Not everybody enjoyed being part of the show. The staged scenario is not the proper venue to explore SB 1070's effect on Arizona, said Peri Conley, 32, who witnessed the events on Nov. 11.
She initially signed an ABC waiver allowing her face to appear on the show but later rescinded it. She was told her face would be blurred if she appears in a scene.
The scenarios were not realistic enough to draw conclusions about how Arizonans would react, Conley said. For starters, such an encounter would more likely occur during a traffic stop or on the streets with nobody around to react.
Conley was at the restaurant during two re-enactments. She missed the first one because her back was turned to the scene. Before the next re-enactment, ABC officials asked her not to react since she already knew it was staged. She said several people who were portrayed as diners that day were with the show, making her question how many people were actually able to react.
"It was very staged," Conley said. "Every element of this was very fake to me."
Her biggest concern is that several people left before they learned the incident was staged.

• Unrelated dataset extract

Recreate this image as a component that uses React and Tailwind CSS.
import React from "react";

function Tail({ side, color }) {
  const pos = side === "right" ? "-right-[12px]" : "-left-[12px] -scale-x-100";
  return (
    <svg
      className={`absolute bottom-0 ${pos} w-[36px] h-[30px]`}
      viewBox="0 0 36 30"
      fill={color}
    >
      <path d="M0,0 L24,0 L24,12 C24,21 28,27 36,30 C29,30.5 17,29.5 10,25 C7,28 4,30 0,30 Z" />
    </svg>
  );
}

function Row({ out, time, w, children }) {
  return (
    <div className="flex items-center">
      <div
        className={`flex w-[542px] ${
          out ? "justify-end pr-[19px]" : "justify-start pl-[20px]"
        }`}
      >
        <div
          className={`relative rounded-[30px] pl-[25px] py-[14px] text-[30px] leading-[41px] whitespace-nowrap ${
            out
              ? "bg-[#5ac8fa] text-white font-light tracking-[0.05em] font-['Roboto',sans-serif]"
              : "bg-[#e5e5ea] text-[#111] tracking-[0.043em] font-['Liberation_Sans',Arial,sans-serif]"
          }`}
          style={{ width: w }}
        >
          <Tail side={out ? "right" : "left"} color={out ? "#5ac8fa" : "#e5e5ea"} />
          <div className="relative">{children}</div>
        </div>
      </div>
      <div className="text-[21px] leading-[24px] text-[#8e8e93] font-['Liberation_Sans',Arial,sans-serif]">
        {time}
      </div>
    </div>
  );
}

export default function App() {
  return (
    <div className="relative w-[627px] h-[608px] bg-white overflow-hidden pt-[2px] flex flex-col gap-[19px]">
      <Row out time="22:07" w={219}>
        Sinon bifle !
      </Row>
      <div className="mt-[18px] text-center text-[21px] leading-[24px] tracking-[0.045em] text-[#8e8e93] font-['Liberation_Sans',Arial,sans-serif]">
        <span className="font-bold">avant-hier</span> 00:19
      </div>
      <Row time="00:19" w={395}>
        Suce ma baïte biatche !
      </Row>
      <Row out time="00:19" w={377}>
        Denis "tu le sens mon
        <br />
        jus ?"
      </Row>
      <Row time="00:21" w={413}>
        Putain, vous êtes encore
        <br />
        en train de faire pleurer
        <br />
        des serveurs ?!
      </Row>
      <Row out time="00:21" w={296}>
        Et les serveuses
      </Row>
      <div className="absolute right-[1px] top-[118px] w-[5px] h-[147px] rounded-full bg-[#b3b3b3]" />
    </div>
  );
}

They might have told family and friends that security guards can ask for people's papers, spreading misinformation.
"I've lost many nights of sleep thinking about this and I'm white," Conley said. "If this affects me, how can this affect somebody who is not white at this time, right now, when everybody is on edge about it?"
"She Felt so strongly"
Morken, who Quiñones said had the strongest reaction during the two-day shoot, wasn't thinking about politics when she intervened on behalf of the two patrons being questioned.
"It felt like an angel walked into the scene," he said. "It was amazing that she did this. She felt so strongly about this. … It was funny, but it was also heartwarming."
After Quiñones stood and leveled with Morken, he started to ask her, "With all of the controversial laws in Arizona currently on the table …"
Morken cut him off. "It wasn't about that," she said.
"Then why do you do what you did?" Quiñones asked.
"I figured those guys probably had some wives and there were some little children involved, and I just didn't want to see their families torn apart today."